◆ **Given information**
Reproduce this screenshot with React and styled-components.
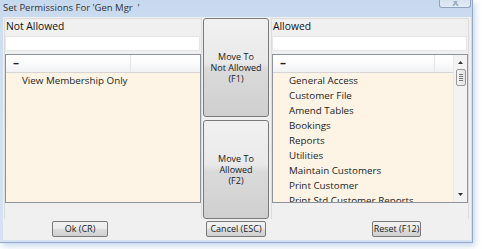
import React from "react";
import styled, { createGlobalStyle } from "styled-components";

const GlobalStyle = createGlobalStyle`
  html, body { margin: 0; padding: 0; }
  body {
    width: 482px;
    height: 249px;
    overflow: hidden;
    background: #ffffff;
    font-family: "Open Sans", "Noto Sans", sans-serif;
    color: #1a1a1a;
  }
`;

const Window = styled.div`
  width: 472px;
  height: 242px;
  display: flex;
  flex-direction: column;
  background: linear-gradient(180deg, #c6d8ee 0px, #cfdff2 30px, #d4e2f3 100%);
  border-right: 1px solid #93a9c6;
  border-bottom: 1px solid #93a9c6;
  box-shadow: 2px 3px 6px rgba(150, 185, 225, 0.55);
`;

const TitleBar = styled.div`
  height: 17px;
  display: flex;
  align-items: flex-start;
  justify-content: space-between;
  padding-left: 3px;
`;

const Title = styled.span`
  font-size: 9.5px;
  line-height: 15px;
  color: #333;
  white-space: pre;
`;

const CloseBtn = styled.div`
  width: 30px;
  height: 7px;
  margin-right: 1px;
  border: 1px solid #8fa3bd;
  border-top: none;
  border-radius: 0 0 3px 3px;
  background: linear-gradient(180deg, #d7e3f1, #e3ecf6);
  overflow: hidden;
  display: flex;
  justify-content: center;
  align-items: flex-end;
`;

const CloseGlyph = styled.svg`
  width: 9px;
  height: 5px;
  margin-bottom: 1px;
`;

const Client = styled.div`
  flex: 1;
  margin: 0 1px 2px 3px;
  background: #f0f0f0;
  display: grid;
  grid-template-columns: 198px 66px 199px;
  grid-template-rows: 201px 1fr;
  column-gap: 1px;
  padding: 1px 0 0 1px;
`;

const Panel = styled.div`
  display: flex;
  flex-direction: column;
  border: 1px solid #dcdcdc;
  border-bottom: none;
  margin-left: ${(p) => p.$ml || 0}px;
`;

const Label = styled.div`
  height: 17px;
  font-size: 10.3px;
  line-height: 15px;
  padding-left: 1px;
  color: #111;
`;

const Input = styled.div`
  height: 13px;
  margin: 0 1px 0 0;
  background: #ffffff;
  border: 1px solid #e6e6e6;
`;

const List = styled.div`
  margin-top: 3px;
  height: 147px;
  border: 1px solid #8e9299;
  background: #fdf4e6;
  display: flex;
  overflow: hidden;
`;

const ListBody = styled.div`
  flex: 1;
  display: flex;
  flex-direction: column;
  min-width: 0;
`;

const Header = styled.div`
  height: 17px;
  flex: none;
  display: flex;
  background: linear-gradient(180deg, #ffffff 0%, #fbfbfc 50%, #f1f2f4 100%);
  border-bottom: 1px solid #d5d5d5;
`;

const HeaderCell = styled.div`
  width: ${(p) => p.$w}px;
  flex: ${(p) => (p.$w ? "none" : "1")};
  border-right: ${(p) => (p.$w ? "1px solid #e3e4e6" : "none")};
  padding-left: 7px;
  font-size: 12px;
  font-weight: bold;
  line-height: 16px;
  color: #222;
`;

const Items = styled.div`
  padding-left: 16px;
  display: flex;
  flex-direction: column;
`;

const Item = styled.div`
  font-size: 9.8px;
  line-height: 15px;
  height: 15px;
  white-space: nowrap;
  color: #1c1c1c;
`;

const ScrollBar = styled.div`
  width: 13px;
  flex: none;
  background: #f3f3f3;
  border-left: 1px solid #ebebeb;
  display: flex;
  flex-direction: column;
  align-items: center;
`;

const Arrow = styled.svg`
  width: 5px;
  height: 3px;
  margin-top: ${(p) => p.$mt}px;
  margin-bottom: ${(p) => p.$mb || 0}px;
  flex: none;
`;

const Thumb = styled.div`
  width: 8px;
  height: 15px;
  margin-top: 5px;
  border: 1px solid #9a9a9a;
  border-radius: 2px;
  background: linear-gradient(90deg, #f3f3f3, #e2e2e2);
  display: flex;
  flex-direction: column;
  align-items: center;
  justify-content: center;
  gap: 1px;
`;

const Grip = styled.div`
  width: 4px;
  height: 1px;
  background: #777;
`;

const Spacer = styled.div`
  flex: 1;
`;

const MiddleCol = styled.div`
  display: flex;
  flex-direction: column;
  gap: 3px;
`;

const BigButton = styled.div`
  flex: 1;
  border: 1px solid #7a7a7a;
  border-radius: 3px;
  background: linear-gradient(180deg, #f1f1f1 0%, #e9e9e9 45%, #dadada 52%, #cfcfcf 100%);
  display: flex;
  align-items: center;
  justify-content: center;
  text-align: center;
  font-size: 9px;
  line-height: 11px;
  color: #1a1a1a;
`;

const BottomCell = styled.div`
  padding-top: 2px;
  padding-left: ${(p) => p.$pl}px;
`;

const SmallButton = styled.div`
  width: ${(p) => p.$w}px;
  height: 14px;
  border: 1px solid #7a7a7a;
  border-radius: 2px;
  background: linear-gradient(180deg, #f2f2f2 0%, #ebebeb 50%, #dddddd 51%, #d0d0d0 100%);
  font-size: 9px;
  line-height: 14px;
  text-align: center;
  color: #1a1a1a;
`;

const notAllowed = ["View Membership Only"];
const allowed = [
  "General Access",
  "Customer File",
  "Amend Tables",
  "Bookings",
  "Reports",
  "Utilities",
  "Maintain Customers",
  "Print Customer",
  "Print Std Customer Reports",
];

function PermList({ items, firstCol, scroll }) {
  return (
    <List>
      <ListBody>
        <Header>
          <HeaderCell $w={firstCol}>–</HeaderCell>
          <HeaderCell />
        </Header>
        <Items>
          {items.map((t) => (
            <Item key={t}>{t}</Item>
          ))}
        </Items>
      </ListBody>
      {scroll && (
        <ScrollBar>
          <Arrow $mt={6} viewBox="0 0 5 3">
            <path d="M2.5 0 L5 3 L0 3 Z" fill="#333" />
          </Arrow>
          <Thumb>
            <Grip />
            <Grip />
            <Grip />
            <Grip />
          </Thumb>
          <Spacer />
          <Arrow $mt={0} $mb={6} viewBox="0 0 5 3">
            <path d="M0 0 L5 0 L2.5 3 Z" fill="#333" />
          </Arrow>
        </ScrollBar>
      )}
    </List>
  );
}

export default function App() {
  return (
    <>
      <GlobalStyle />
      <Window>
        <TitleBar>
          <Title>Set Permissions For 'Gen Mgr  '</Title>
          <CloseBtn>
            <CloseGlyph viewBox="0 0 9 5">
              <path d="M1 -3 L7 5 M8 -3 L2 5" stroke="#9aaabf" strokeWidth="1.6" fill="none" />
            </CloseGlyph>
          </CloseBtn>
        </TitleBar>
        <Client>
          <Panel>
            <Label>Not Allowed</Label>
            <Input />
            <PermList items={notAllowed} firstCol={117} />
          </Panel>
          <MiddleCol>
            <BigButton>
              Move To
              <br />
              Not Allowed
              <br />
              (F1)
            </BigButton>
            <BigButton>
              Move To
              <br />
              Allowed
              <br />
              (F2)
            </BigButton>
          </MiddleCol>
          <Panel $ml={1}>
            <Label>Allowed</Label>
            <Input />
            <PermList items={allowed} firstCol={154} scroll />
          </Panel>
          <BottomCell $pl={48}>
            <SmallButton $w={54}>Ok (CR)</SmallButton>
          </BottomCell>
          <BottomCell $pl={3}>
            <SmallButton $w={58}>Cancel (ESC)</SmallButton>
          </BottomCell>
          <BottomCell $pl={102}>
            <SmallButton $w={47}>Reset (F12)</SmallButton>
          </BottomCell>
        </Client>
      </Window>
    </>
  );
}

◆ **Instructions for the task**
Write out each line again precisely as it appears, skipping every picture.

◆ **Exercise response**
Reproduce this screenshot with React and styled-components.
import React from "react";
import styled, { createGlobalStyle } from "styled-components";

const GlobalStyle = createGlobalStyle`
  html, body { margin: 0; padding: 0; }
  body {
    width: 482px;
    height: 249px;
    overflow: hidden;
    background: #ffffff;
    font-family: "Open Sans", "Noto Sans", sans-serif;
    color: #1a1a1a;
  }
`;

const Window = styled.div`
  width: 472px;
  height: 242px;
  display: flex;
  flex-direction: column;
  background: linear-gradient(180deg, #c6d8ee 0px, #cfdff2 30px, #d4e2f3 100%);
  border-right: 1px solid #93a9c6;
  border-bottom: 1px solid #93a9c6;
  box-shadow: 2px 3px 6px rgba(150, 185, 225, 0.55);
`;

const TitleBar = styled.div`
  height: 17px;
  display: flex;
  align-items: flex-start;
  justify-content: space-between;
  padding-left: 3px;
`;

const Title = styled.span`
  font-size: 9.5px;
  line-height: 15px;
  color: #333;
  white-space: pre;
`;

const CloseBtn = styled.div`
  width: 30px;
  height: 7px;
  margin-right: 1px;
  border: 1px solid #8fa3bd;
  border-top: none;
  border-radius: 0 0 3px 3px;
  background: linear-gradient(180deg, #d7e3f1, #e3ecf6);
  overflow: hidden;
  display: flex;
  justify-content: center;
  align-items: flex-end;
`;

const CloseGlyph = styled.svg`
  width: 9px;
  height: 5px;
  margin-bottom: 1px;
`;

const Client = styled.div`
  flex: 1;
  margin: 0 1px 2px 3px;
  background: #f0f0f0;
  display: grid;
  grid-template-columns: 198px 66px 199px;
  grid-template-rows: 201px 1fr;
  column-gap: 1px;
  padding: 1px 0 0 1px;
`;

const Panel = styled.div`
  display: flex;
  flex-direction: column;
  border: 1px solid #dcdcdc;
  border-bottom: none;
  margin-left: ${(p) => p.$ml || 0}px;
`;

const Label = styled.div`
  height: 17px;
  font-size: 10.3px;
  line-height: 15px;
  padding-left: 1px;
  color: #111;
`;

const Input = styled.div`
  height: 13px;
  margin: 0 1px 0 0;
  background: #ffffff;
  border: 1px solid #e6e6e6;
`;

const List = styled.div`
  margin-top: 3px;
  height: 147px;
  border: 1px solid #8e9299;
  background: #fdf4e6;
  display: flex;
  overflow: hidden;
`;

const ListBody = styled.div`
  flex: 1;
  display: flex;
  flex-direction: column;
  min-width: 0;
`;

const Header = styled.div`
  height: 17px;
  flex: none;
  display: flex;
  background: linear-gradient(180deg, #ffffff 0%, #fbfbfc 50%, #f1f2f4 100%);
  border-bottom: 1px solid #d5d5d5;
`;

const HeaderCell = styled.div`
  width: ${(p) => p.$w}px;
  flex: ${(p) => (p.$w ? "none" : "1")};
  border-right: ${(p) => (p.$w ? "1px solid #e3e4e6" : "none")};
  padding-left: 7px;
  font-size: 12px;
  font-weight: bold;
  line-height: 16px;
  color: #222;
`;

const Items = styled.div`
  padding-left: 16px;
  display: flex;
  flex-direction: column;
`;

const Item = styled.div`
  font-size: 9.8px;
  line-height: 15px;
  height: 15px;
  white-space: nowrap;
  color: #1c1c1c;
`;

const ScrollBar = styled.div`
  width: 13px;
  flex: none;
  background: #f3f3f3;
  border-left: 1px solid #ebebeb;
  display: flex;
  flex-direction: column;
  align-items: center;
`;

const Arrow = styled.svg`
  width: 5px;
  height: 3px;
  margin-top: ${(p) => p.$mt}px;
  margin-bottom: ${(p) => p.$mb || 0}px;
  flex: none;
`;

const Thumb = styled.div`
  width: 8px;
  height: 15px;
  margin-top: 5px;
  border: 1px solid #9a9a9a;
  border-radius: 2px;
  background: linear-gradient(90deg, #f3f3f3, #e2e2e2);
  display: flex;
  flex-direction: column;
  align-items: center;
  justify-content: center;
  gap: 1px;
`;

const Grip = styled.div`
  width: 4px;
  height: 1px;
  background: #777;
`;

const Spacer = styled.div`
  flex: 1;
`;

const MiddleCol = styled.div`
  display: flex;
  flex-direction: column;
  gap: 3px;
`;

const BigButton = styled.div`
  flex: 1;
  border: 1px solid #7a7a7a;
  border-radius: 3px;
  background: linear-gradient(180deg, #f1f1f1 0%, #e9e9e9 45%, #dadada 52%, #cfcfcf 100%);
  display: flex;
  align-items: center;
  justify-content: center;
  text-align: center;
  font-size: 9px;
  line-height: 11px;
  color: #1a1a1a;
`;

const BottomCell = styled.div`
  padding-top: 2px;
  padding-left: ${(p) => p.$pl}px;
`;

const SmallButton = styled.div`
  width: ${(p) => p.$w}px;
  height: 14px;
  border: 1px solid #7a7a7a;
  border-radius: 2px;
  background: linear-gradient(180deg, #f2f2f2 0%, #ebebeb 50%, #dddddd 51%, #d0d0d0 100%);
  font-size: 9px;
  line-height: 14px;
  text-align: center;
  color: #1a1a1a;
`;

const notAllowed = ["View Membership Only"];
const allowed = [
  "General Access",
  "Customer File",
  "Amend Tables",
  "Bookings",
  "Reports",
  "Utilities",
  "Maintain Customers",
  "Print Customer",
  "Print Std Customer Reports",
];

function PermList({ items, firstCol, scroll }) {
  return (
    <List>
      <ListBody>
        <Header>
          <HeaderCell $w={firstCol}>–</HeaderCell>
          <HeaderCell />
        </Header>
        <Items>
          {items.map((t) => (
            <Item key={t}>{t}</Item>
          ))}
        </Items>
      </ListBody>
      {scroll && (
        <ScrollBar>
          <Arrow $mt={6} viewBox="0 0 5 3">
            <path d="M2.5 0 L5 3 L0 3 Z" fill="#333" />
          </Arrow>
          <Thumb>
            <Grip />
            <Grip />
            <Grip />
            <Grip />
          </Thumb>
          <Spacer />
          <Arrow $mt={0} $mb={6} viewBox="0 0 5 3">
            <path d="M0 0 L5 0 L2.5 3 Z" fill="#333" />
          </Arrow>
        </ScrollBar>
      )}
    </List>
  );
}

export default function App() {
  return (
    <>
      <GlobalStyle />
      <Window>
        <TitleBar>
          <Title>Set Permissions For 'Gen Mgr  '</Title>
          <CloseBtn>
            <CloseGlyph viewBox="0 0 9 5">
              <path d="M1 -3 L7 5 M8 -3 L2 5" stroke="#9aaabf" strokeWidth="1.6" fill="none" />
            </CloseGlyph>
          </CloseBtn>
        </TitleBar>
        <Client>
          <Panel>
            <Label>Not Allowed</Label>
            <Input />
            <PermList items={notAllowed} firstCol={117} />
          </Panel>
          <MiddleCol>
            <BigButton>
              Move To
              <br />
              Not Allowed
              <br />
              (F1)
            </BigButton>
            <BigButton>
              Move To
              <br />
              Allowed
              <br />
              (F2)
            </BigButton>
          </MiddleCol>
          <Panel $ml={1}>
            <Label>Allowed</Label>
            <Input />
            <PermList items={allowed} firstCol={154} scroll />
          </Panel>
          <BottomCell $pl={48}>
            <SmallButton $w={54}>Ok (CR)</SmallButton>
          </BottomCell>
          <BottomCell $pl={3}>
            <SmallButton $w={58}>Cancel (ESC)</SmallButton>
          </BottomCell>
          <BottomCell $pl={102}>
            <SmallButton $w={47}>Reset (F12)</SmallButton>
          </BottomCell>
        </Client>
      </Window>
    </>
  );
}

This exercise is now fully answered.